Blue Highways: Pawcatuck, Connecticut

Unfolding the Map

We cross into Connecticut... the 31st state on the Blue Highways tour.  I have some connection to Connecticut - I used to go there quite a bit to see some friends but I haven't been there in several years now.  I used to go to New York City a lot, and that would bring me to Connecticut.  This post i about how I was intimidated to drive in New York City, until I actually did it.  To see where Pawcatuck sits, follow the freeway to the map.

Book Quote

"When I crossed the Pawcatuck River into Pawcatuck, Connecticut, just up the old Post Road from Wequetequock, I realized I was heading straight into New York City.  I had two choices: drive far inland to bypass it or take the New London-Orient Point ferry to Long Island and cut through the bottom edge of the Apple."

Blue Highways: Part 9, Chapter 6


Mechanic Street in Pawcatuck, Connecticut. Photo by Jennifer and Pat at their Road Trip Memories blog.
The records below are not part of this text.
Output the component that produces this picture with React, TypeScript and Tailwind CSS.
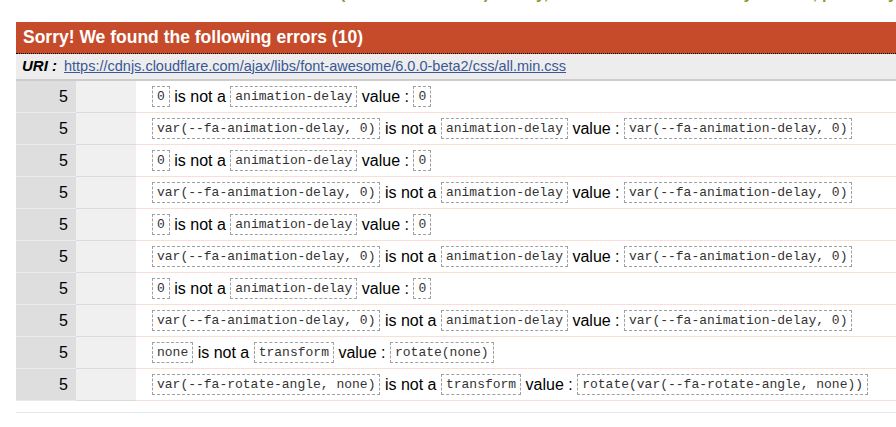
import React from 'react';

type Part = { code?: string; text?: string };

interface ErrorRow {
  line: number;
  parts: Part[];
}

const delay = 'var(--fa-animation-delay, 0)';

const rows: ErrorRow[] = [
  { line: 5, parts: [{ code: '0' }, { text: 'is not a' }, { code: 'animation-delay' }, { text: 'value :' }, { code: '0' }] },
  { line: 5, parts: [{ code: delay }, { text: 'is not a' }, { code: 'animation-delay' }, { text: 'value :' }, { code: delay }] },
  { line: 5, parts: [{ code: '0' }, { text: 'is not a' }, { code: 'animation-delay' }, { text: 'value :' }, { code: '0' }] },
  { line: 5, parts: [{ code: delay }, { text: 'is not a' }, { code: 'animation-delay' }, { text: 'value :' }, { code: delay }] },
  { line: 5, parts: [{ code: '0' }, { text: 'is not a' }, { code: 'animation-delay' }, { text: 'value :' }, { code: '0' }] },
  { line: 5, parts: [{ code: delay }, { text: 'is not a' }, { code: 'animation-delay' }, { text: 'value :' }, { code: delay }] },
  { line: 5, parts: [{ code: '0' }, { text: 'is not a' }, { code: 'animation-delay' }, { text: 'value :' }, { code: '0' }] },
  { line: 5, parts: [{ code: delay }, { text: 'is not a' }, { code: 'animation-delay' }, { text: 'value :' }, { code: delay }] },
  { line: 5, parts: [{ code: 'none' }, { text: 'is not a' }, { code: 'transform' }, { text: 'value :' }, { code: 'rotate(none)' }] },
  {
    line: 5,
    parts: [
      { code: 'var(--fa-rotate-angle, none)' },
      { text: 'is not a' },
      { code: 'transform' },
      { text: 'value :' },
      { code: 'rotate(var(--fa-rotate-angle, none))' },
    ],
  },
];

function Code({ children }: { children: string }) {
  return (
    <span className="inline-block align-middle border border-dashed border-[#a0a0a0] px-[4px] py-[2px] font-['Liberation_Mono',monospace] text-[13px] leading-[15px] text-[#333] whitespace-pre">
      {children}
    </span>
  );
}

export default function App() {
  return (
    <div className="w-[896px] h-[427px] overflow-hidden bg-white font-['Liberation_Sans',Arial,sans-serif] text-black">
      {/* page heading, scrolled mostly out of view */}
      <div className="h-[22px] overflow-hidden">
        <div className="mt-[-14px] pl-[340px] text-[16px] leading-[16px] font-bold text-[#78a22f] whitespace-nowrap">
          (CSS level 3 + SVG) : Sorry, we found errors in this style sheet; please try again (application/css)
        </div>
      </div>

      <div className="ml-4">
        <h2 className="h-[32px] bg-[#c64b2b] border-b border-dotted border-black pl-[7px] flex items-center text-[17.5px] font-bold text-white">
          Sorry! We found the following errors (10)
        </h2>

        <div className="h-[27px] bg-[#ededed] border-b-2 border-[#cccccc] pl-[6px] flex items-center text-[14.5px]">
          <span className="font-bold italic text-[15px] mr-[7px]">URI :</span>
          <a href="#" className="text-[#3a5896] underline">
            https://cdnjs.cloudflare.com/ajax/libs/font-awesome/6.0.0-beta2/css/all.min.css
          </a>
        </div>

        <div className="flex flex-col">
          {rows.map((r, i) => (
            <div key={i} className="flex h-[32px]">
              <div className="w-[60px] bg-[#dedede] border-b border-[#ebebeb] flex items-center justify-end pr-[8px] text-[16px]">
                {r.line}
              </div>
              <div className="w-[60px] bg-[#f0f0f0] border-b border-[#dcdcdc]" />
              <div className="flex-1 border-b border-[#f9ddd6] flex items-center pl-4">
                <p className="text-[16px] leading-[20px] whitespace-nowrap">
                  {r.parts.map((p, j) => (
                    <React.Fragment key={j}>
                      {j > 0 && ' '}
                      {p.code !== undefined ? <Code>{p.code}</Code> : <span className="align-middle">{p.text}</span>}
                    </React.Fragment>
                  ))}
                </p>
              </div>
            </div>
          ))}
        </div>

        <div className="mt-[11px] border-t border-[#e8e8f0]" />
      </div>
    </div>
  );
}
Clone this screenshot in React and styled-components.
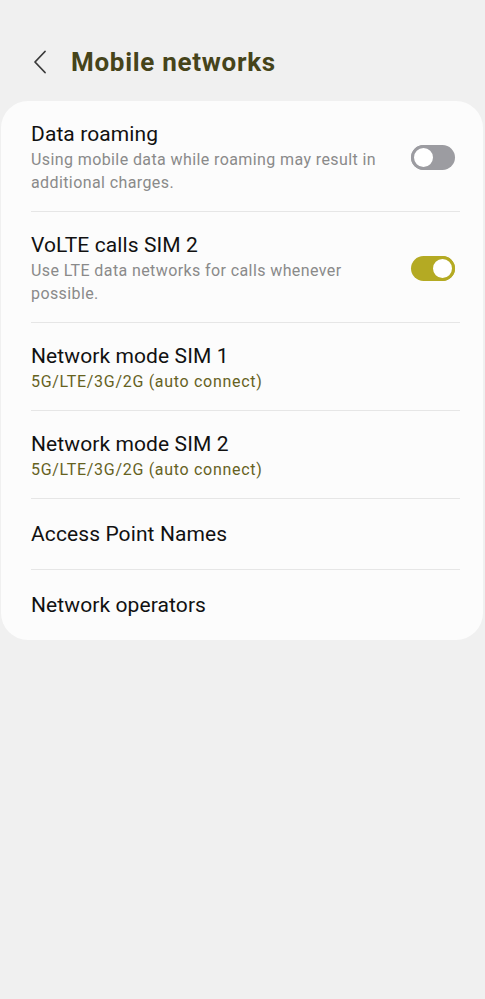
import React from 'react';
import styled, { createGlobalStyle } from 'styled-components';

const GlobalStyle = createGlobalStyle`
	html, body {
		margin: 0;
		padding: 0;
		background: #f0f0f0;
	}
	body {
		font-family: Roboto, "Noto Sans", "Liberation Sans", sans-serif;
		-webkit-font-smoothing: antialiased;
	}
`;

const Screen = styled.div`
	width: 485px;
	min-height: 999px;
	background: #f0f0f0;
`;

const Header = styled.header`
	height: 101px;
	box-sizing: border-box;
	display: flex;
	align-items: center;
	padding: 22px 0 0 31px;

	.back {
		width: 18px;
		height: 26px;
		display: flex;
		align-items: center;
		justify-content: center;
		margin-right: 22px;
	}

	h1 {
		margin: 0;
		font-size: 26px;
		font-weight: 700;
		color: #46441a;
		letter-spacing: 0.7px;
	}
`;

const Card = styled.section`
	margin: 0 2px 0 1px;
	background: #fcfcfc;
	border-radius: 27px;
	padding: 0 23px 0 30px;
`;

const Row = styled.div`
	display: flex;
	align-items: center;
	gap: 20px;
	padding: ${({ $single }) => ($single ? '21px 5px 21px 0' : '19px 5px 17px 0')};
	border-bottom: 1px solid #e6e6e6;

	&:last-child {
		border-bottom: none;
	}
`;

const Texts = styled.div`
	flex: 1;
	min-width: 0;
`;

const Title = styled.div`
	font-size: 21px;
	line-height: 28px;
	color: #111;
	letter-spacing: 0.1px;
`;

const Subtitle = styled.div`
	font-size: 16px;
	line-height: 23px;
	letter-spacing: ${({ $accent }) => ($accent ? '0.7px' : '0.4px')};
	color: ${({ $accent }) => ($accent ? '#66621f' : '#8a8a8a')};
`;

const Toggle = styled.div`
	flex: none;
	width: 44px;
	height: 25px;
	border-radius: 13px;
	box-sizing: border-box;
	background: ${({ $on }) => ($on ? '#b4aa23' : '#9c9ca1')};
	display: flex;
	justify-content: ${({ $on }) => ($on ? 'flex-end' : 'flex-start')};

	&::after {
		content: '';
		width: 25px;
		height: 25px;
		box-sizing: border-box;
		border-radius: 50%;
		background: #fff;
		border: 3px solid ${({ $on }) => ($on ? '#b4aa23' : '#9c9ca1')};
	}
`;

const settings = [
	{
		title: 'Data roaming',
		subtitle: 'Using mobile data while roaming may result in additional charges.',
		toggle: false,
	},
	{
		title: 'VoLTE calls SIM 2',
		subtitle: 'Use LTE data networks for calls whenever possible.',
		toggle: true,
	},
	{ title: 'Network mode SIM 1', subtitle: '5G/LTE/3G/2G (auto connect)', accent: true },
	{ title: 'Network mode SIM 2', subtitle: '5G/LTE/3G/2G (auto connect)', accent: true },
	{ title: 'Access Point Names' },
	{ title: 'Network operators' },
];

const BackIcon = () => (
	<svg width="14" height="24" viewBox="0 0 14 24" fill="none">
		<path d="M12 1.5 L2 12 L12 22.5" stroke="#3a3a3a" strokeWidth="1.8" strokeLinecap="round" strokeLinejoin="round" />
	</svg>
);

export default function App() {
	return (
		<Screen>
			<GlobalStyle />
			<Header>
				<span className="back">
					<BackIcon />
				</span>
				<h1>Mobile networks</h1>
			</Header>
			<Card>
				{settings.map((s) => (
					<Row key={s.title} $single={!s.subtitle}>
						<Texts>
							<Title>{s.title}</Title>
							{s.subtitle && <Subtitle $accent={s.accent}>{s.subtitle}</Subtitle>}
						</Texts>
						{s.toggle !== undefined && <Toggle $on={s.toggle} />}
					</Row>
				))}
			</Card>
		</Screen>
	);
}
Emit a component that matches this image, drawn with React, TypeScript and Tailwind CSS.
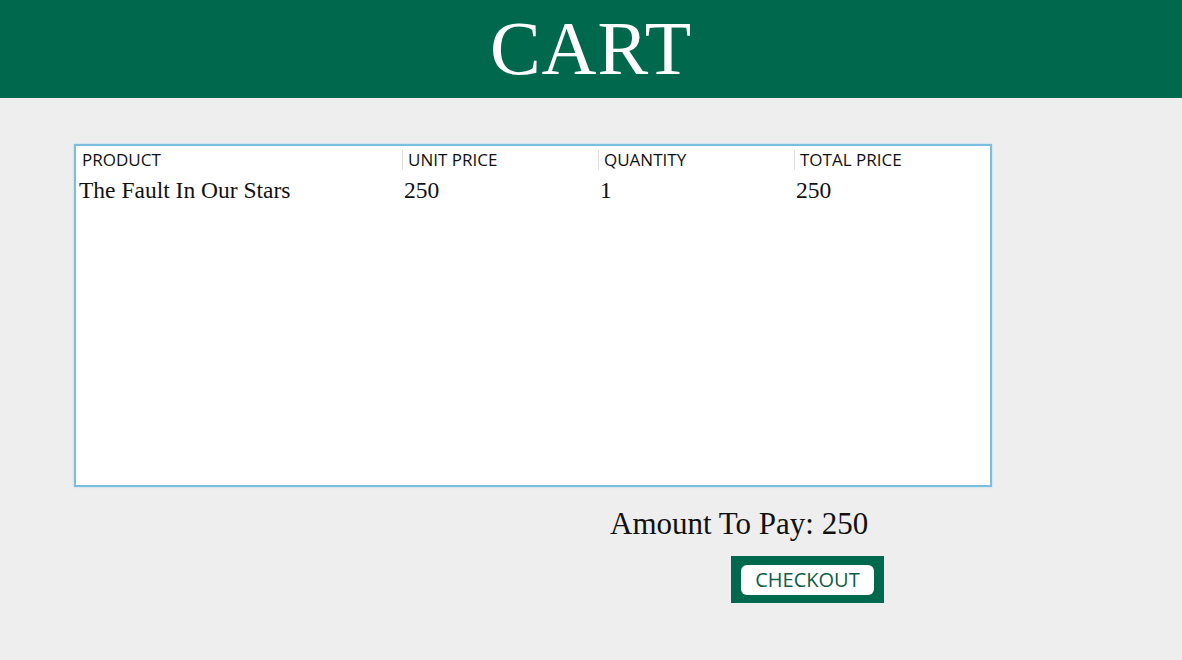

Click on photo to go to host page.Pawcatuck, Connecticut

It's hard for me to believe, but there was a time when I'd have avoided New York City.

Don't get me wrong.  I understand LHM's reasons for trying to find a way that minimized his exposure to NYC.  After all, Blue Highways states very clearly at the beginning that LHM's purposes is to find the roads less traveled.  He is not, in any sense of the word, a socially anxious person.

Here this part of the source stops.